AIM -
The data below should be printed in full, exactly, and without any of its images.

SOURCE MATERIAL -

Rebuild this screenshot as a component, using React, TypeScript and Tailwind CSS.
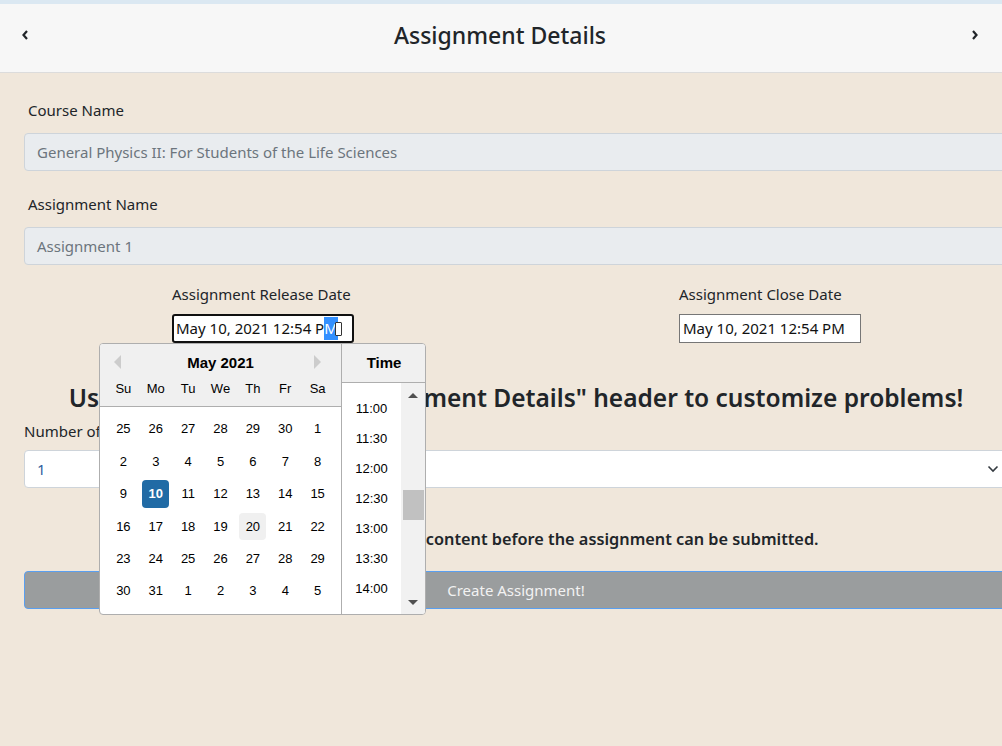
import React from 'react'

const weeks = [
  [25, 26, 27, 28, 29, 30, 1],
  [2, 3, 4, 5, 6, 7, 8],
  [9, 10, 11, 12, 13, 14, 15],
  [16, 17, 18, 19, 20, 21, 22],
  [23, 24, 25, 26, 27, 28, 29],
  [30, 31, 1, 2, 3, 4, 5],
]

const dayNames = ['Su', 'Mo', 'Tu', 'We', 'Th', 'Fr', 'Sa']
const times = ['11:00', '11:30', '12:00', '12:30', '13:00', '13:30', '14:00', '14:30']

function Chevron({ dir }: { dir: 'left' | 'right' }) {
  return (
    <svg width="9" height="12" viewBox="0 0 9 12" className="text-[#212529]">
      <path
        d={dir === 'left' ? 'M6 2 L2.5 6 L6 10' : 'M3 2 L6.5 6 L3 10'}
        fill="none"
        stroke="currentColor"
        strokeWidth="2.2"
      />
    </svg>
  )
}

function DatePickerPopup() {
  return (
    <div className="absolute left-[-73px] top-[29px] z-10 flex h-[272px] w-[327px] overflow-hidden rounded-[4px] border border-[#aeaeae] bg-white font-['Liberation_Sans',Arial,sans-serif] text-[#000]">
      <div className="w-[241px] shrink-0">
        <div className="relative h-[63px] border-b border-[#aeaeae] bg-[#f0f0f0]">
          <div className="absolute left-[14px] top-[11px] h-0 w-0 border-y-[7px] border-r-[7px] border-y-transparent border-r-[#ccc]" />
          <div className="absolute left-[214px] top-[11px] h-0 w-0 border-y-[7px] border-l-[7px] border-y-transparent border-l-[#ccc]" />
          <div className="pt-[9px] text-center text-[15px] font-bold leading-[20px]">May 2021</div>
          <div className="mt-[6px] flex justify-center text-[13px] leading-[20px] text-[#000]">
            {dayNames.map((d) => (
              <div key={d} className="mx-[2.6px] w-[27.2px] text-center">
                {d}
              </div>
            ))}
          </div>
        </div>
        <div className="mt-[6px] flex flex-col items-center">
          {weeks.map((week, wi) => (
            <div key={wi} className="flex">
              {week.map((day, di) => {
                const selected = wi === 2 && day === 10
                const keyboard = wi === 3 && day === 20
                return (
                  <div
                    key={di}
                    className={`m-[2.6px] flex h-[27.2px] w-[27.2px] items-center justify-center rounded-[4px] text-[13px] ${
                      selected
                        ? 'bg-[#216ba5] font-bold text-white'
                        : keyboard
                          ? 'bg-[#f0f0f0] text-[#000]'
                          : ''
                    }`}
                  >
                    {day}
                  </div>
                )
              })}
            </div>
          ))}
        </div>
      </div>
      <div className="flex w-[85px] shrink-0 flex-col border-l border-[#aeaeae]">
        <div className="flex h-[39px] shrink-0 items-center justify-center border-b border-[#aeaeae] bg-[#f0f0f0] text-[15px] font-bold">
          Time
        </div>
        <div className="flex min-h-0 flex-1">
          <div className="flex-1 overflow-hidden pt-[11px]">
            {times.map((t) => (
              <div key={t} className="flex h-[30px] items-center justify-center text-[13px]">
                {t}
              </div>
            ))}
          </div>
          <div className="relative w-[25px] shrink-0 bg-[#f1f1f1]">
            <div className="absolute left-[7px] top-[10px] h-0 w-0 border-x-[5px] border-b-[5px] border-x-transparent border-b-[#505050]" />
            <div className="absolute left-[2px] top-[107px] h-[30px] w-[21px] bg-[#c1c1c1]" />
            <div className="absolute bottom-[9px] left-[7px] h-0 w-0 border-x-[5px] border-t-[5px] border-x-transparent border-t-[#505050]" />
          </div>
        </div>
      </div>
    </div>
  )
}

export default function App() {
  return (
    <div className="h-[746px] w-[1002px] overflow-hidden bg-[#f0e7db] font-['Noto_Sans','Open_Sans',sans-serif] text-[#212529]">
      <div className="h-[4px] bg-[#dbe8f2]" />
      <header className="flex h-[69px] items-center justify-between border-b border-[#dcdcdc] bg-[#f7f7f7] pb-[6px] pl-[21px] pr-[23px]">
        <Chevron dir="left" />
        <h1 className="text-[23px] font-medium">Assignment Details</h1>
        <Chevron dir="right" />
      </header>

      <main className="ml-[24px] w-[984px]">
        <label className="mt-[26px] block pl-[4px] text-[15px] leading-[22px]">Course Name</label>
        <div className="mt-[12px] flex h-[38px] items-center rounded-[4px] border border-[#ced4da] bg-[#e9ecef] px-[12px] text-[15px] text-[#6c757d]">
          General Physics II: For Students of the Life Sciences
        </div>

        <label className="mt-[22px] block pl-[4px] text-[15px] leading-[22px]">Assignment Name</label>
        <div className="mt-[12px] flex h-[38px] items-center rounded-[4px] border border-[#ced4da] bg-[#e9ecef] px-[12px] text-[15px] text-[#6c757d]">
          Assignment 1
        </div>

        <div className="mt-[18px] grid grid-cols-2">
          <div className="pl-[148px]">
            <div className="text-[15px] leading-[22px]">Assignment Release Date</div>
            <div className="relative mt-[9px] w-[182px]">
              <div className="flex h-[29px] w-[182px] items-center rounded-[3px] border-2 border-[#101010] bg-white pl-[2px] text-[15px] text-[#111]">
                <span>May 10, 2021 12:54 P</span>
                <span className="bg-[#3390ff] text-white">M</span>
                <span className="ml-[-3px] h-[14px] w-[7px] rounded-[1px] border border-[#333] bg-white" />
              </div>
              <DatePickerPopup />
            </div>
          </div>
          <div className="pl-[163px]">
            <div className="text-[15px] leading-[22px]">Assignment Close Date</div>
            <div className="mt-[9px] flex h-[29px] w-[182px] items-center border border-[#767676] bg-white pl-[3px] text-[15px] text-[#111]">
              May 10, 2021 12:54 PM
            </div>
          </div>
        </div>

        <h2 className="mt-[39px] text-center text-[24.5px] font-semibold leading-[32px]">
          Use the arrows by the "Assignment Details" header to customize problems!
        </h2>

        <label className="mt-[6px] block text-[15px] leading-[22px]">Number of Problems</label>
        <div className="mt-[8px] flex h-[38px] items-center justify-between rounded-[4px] border border-[#ced4da] bg-white pl-[12px] pr-[8px] text-[15px] text-[#2f5f9e]">
          <span>1</span>
          <svg width="12" height="8" viewBox="0 0 12 8">
            <path d="M1.5 1.5 L6 6 L10.5 1.5" fill="none" stroke="#343a40" strokeWidth="1.6" />
          </svg>
        </div>

        <p className="mt-[40px] text-center text-[16.3px] font-semibold leading-[22px]">
          All problems must contain content before the assignment can be submitted.
        </p>

        <button
          type="button"
          className="mt-[21px] flex h-[38px] w-full items-center justify-center rounded-[4px] border border-[#5a9ff0] bg-[#9a9d9e] text-[15px] text-[#f2f2f2]"
        >
          Create Assignment!
        </button>
      </main>
    </div>
  )
}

FINISHED EXERCISE -
Rebuild this screenshot as a component, using React, TypeScript and Tailwind CSS.
import React from 'react'

const weeks = [
  [25, 26, 27, 28, 29, 30, 1],
  [2, 3, 4, 5, 6, 7, 8],
  [9, 10, 11, 12, 13, 14, 15],
  [16, 17, 18, 19, 20, 21, 22],
  [23, 24, 25, 26, 27, 28, 29],
  [30, 31, 1, 2, 3, 4, 5],
]

const dayNames = ['Su', 'Mo', 'Tu', 'We', 'Th', 'Fr', 'Sa']
const times = ['11:00', '11:30', '12:00', '12:30', '13:00', '13:30', '14:00', '14:30']

function Chevron({ dir }: { dir: 'left' | 'right' }) {
  return (
    <svg width="9" height="12" viewBox="0 0 9 12" className="text-[#212529]">
      <path
        d={dir === 'left' ? 'M6 2 L2.5 6 L6 10' : 'M3 2 L6.5 6 L3 10'}
        fill="none"
        stroke="currentColor"
        strokeWidth="2.2"
      />
    </svg>
  )
}

function DatePickerPopup() {
  return (
    <div className="absolute left-[-73px] top-[29px] z-10 flex h-[272px] w-[327px] overflow-hidden rounded-[4px] border border-[#aeaeae] bg-white font-['Liberation_Sans',Arial,sans-serif] text-[#000]">
      <div className="w-[241px] shrink-0">
        <div className="relative h-[63px] border-b border-[#aeaeae] bg-[#f0f0f0]">
          <div className="absolute left-[14px] top-[11px] h-0 w-0 border-y-[7px] border-r-[7px] border-y-transparent border-r-[#ccc]" />
          <div className="absolute left-[214px] top-[11px] h-0 w-0 border-y-[7px] border-l-[7px] border-y-transparent border-l-[#ccc]" />
          <div className="pt-[9px] text-center text-[15px] font-bold leading-[20px]">May 2021</div>
          <div className="mt-[6px] flex justify-center text-[13px] leading-[20px] text-[#000]">
            {dayNames.map((d) => (
              <div key={d} className="mx-[2.6px] w-[27.2px] text-center">
                {d}
              </div>
            ))}
          </div>
        </div>
        <div className="mt-[6px] flex flex-col items-center">
          {weeks.map((week, wi) => (
            <div key={wi} className="flex">
              {week.map((day, di) => {
                const selected = wi === 2 && day === 10
                const keyboard = wi === 3 && day === 20
                return (
                  <div
                    key={di}
                    className={`m-[2.6px] flex h-[27.2px] w-[27.2px] items-center justify-center rounded-[4px] text-[13px] ${
                      selected
                        ? 'bg-[#216ba5] font-bold text-white'
                        : keyboard
                          ? 'bg-[#f0f0f0] text-[#000]'
                          : ''
                    }`}
                  >
                    {day}
                  </div>
                )
              })}
            </div>
          ))}
        </div>
      </div>
      <div className="flex w-[85px] shrink-0 flex-col border-l border-[#aeaeae]">
        <div className="flex h-[39px] shrink-0 items-center justify-center border-b border-[#aeaeae] bg-[#f0f0f0] text-[15px] font-bold">
          Time
        </div>
        <div className="flex min-h-0 flex-1">
          <div className="flex-1 overflow-hidden pt-[11px]">
            {times.map((t) => (
              <div key={t} className="flex h-[30px] items-center justify-center text-[13px]">
                {t}
              </div>
            ))}
          </div>
          <div className="relative w-[25px] shrink-0 bg-[#f1f1f1]">
            <div className="absolute left-[7px] top-[10px] h-0 w-0 border-x-[5px] border-b-[5px] border-x-transparent border-b-[#505050]" />
            <div className="absolute left-[2px] top-[107px] h-[30px] w-[21px] bg-[#c1c1c1]" />
            <div className="absolute bottom-[9px] left-[7px] h-0 w-0 border-x-[5px] border-t-[5px] border-x-transparent border-t-[#505050]" />
          </div>
        </div>
      </div>
    </div>
  )
}

export default function App() {
  return (
    <div className="h-[746px] w-[1002px] overflow-hidden bg-[#f0e7db] font-['Noto_Sans','Open_Sans',sans-serif] text-[#212529]">
      <div className="h-[4px] bg-[#dbe8f2]" />
      <header className="flex h-[69px] items-center justify-between border-b border-[#dcdcdc] bg-[#f7f7f7] pb-[6px] pl-[21px] pr-[23px]">
        <Chevron dir="left" />
        <h1 className="text-[23px] font-medium">Assignment Details</h1>
        <Chevron dir="right" />
      </header>

      <main className="ml-[24px] w-[984px]">
        <label className="mt-[26px] block pl-[4px] text-[15px] leading-[22px]">Course Name</label>
        <div className="mt-[12px] flex h-[38px] items-center rounded-[4px] border border-[#ced4da] bg-[#e9ecef] px-[12px] text-[15px] text-[#6c757d]">
          General Physics II: For Students of the Life Sciences
        </div>

        <label className="mt-[22px] block pl-[4px] text-[15px] leading-[22px]">Assignment Name</label>
        <div className="mt-[12px] flex h-[38px] items-center rounded-[4px] border border-[#ced4da] bg-[#e9ecef] px-[12px] text-[15px] text-[#6c757d]">
          Assignment 1
        </div>

        <div className="mt-[18px] grid grid-cols-2">
          <div className="pl-[148px]">
            <div className="text-[15px] leading-[22px]">Assignment Release Date</div>
            <div className="relative mt-[9px] w-[182px]">
              <div className="flex h-[29px] w-[182px] items-center rounded-[3px] border-2 border-[#101010] bg-white pl-[2px] text-[15px] text-[#111]">
                <span>May 10, 2021 12:54 P</span>
                <span className="bg-[#3390ff] text-white">M</span>
                <span className="ml-[-3px] h-[14px] w-[7px] rounded-[1px] border border-[#333] bg-white" />
              </div>
              <DatePickerPopup />
            </div>
          </div>
          <div className="pl-[163px]">
            <div className="text-[15px] leading-[22px]">Assignment Close Date</div>
            <div className="mt-[9px] flex h-[29px] w-[182px] items-center border border-[#767676] bg-white pl-[3px] text-[15px] text-[#111]">
              May 10, 2021 12:54 PM
            </div>
          </div>
        </div>

        <h2 className="mt-[39px] text-center text-[24.5px] font-semibold leading-[32px]">
          Use the arrows by the "Assignment Details" header to customize problems!
        </h2>

        <label className="mt-[6px] block text-[15px] leading-[22px]">Number of Problems</label>
        <div className="mt-[8px] flex h-[38px] items-center justify-between rounded-[4px] border border-[#ced4da] bg-white pl-[12px] pr-[8px] text-[15px] text-[#2f5f9e]">
          <span>1</span>
          <svg width="12" height="8" viewBox="0 0 12 8">
            <path d="M1.5 1.5 L6 6 L10.5 1.5" fill="none" stroke="#343a40" strokeWidth="1.6" />
          </svg>
        </div>

        <p className="mt-[40px] text-center text-[16.3px] font-semibold leading-[22px]">
          All problems must contain content before the assignment can be submitted.
        </p>

        <button
          type="button"
          className="mt-[21px] flex h-[38px] w-full items-center justify-center rounded-[4px] border border-[#5a9ff0] bg-[#9a9d9e] text-[15px] text-[#f2f2f2]"
        >
          Create Assignment!
        </button>
      </main>
    </div>
  )
}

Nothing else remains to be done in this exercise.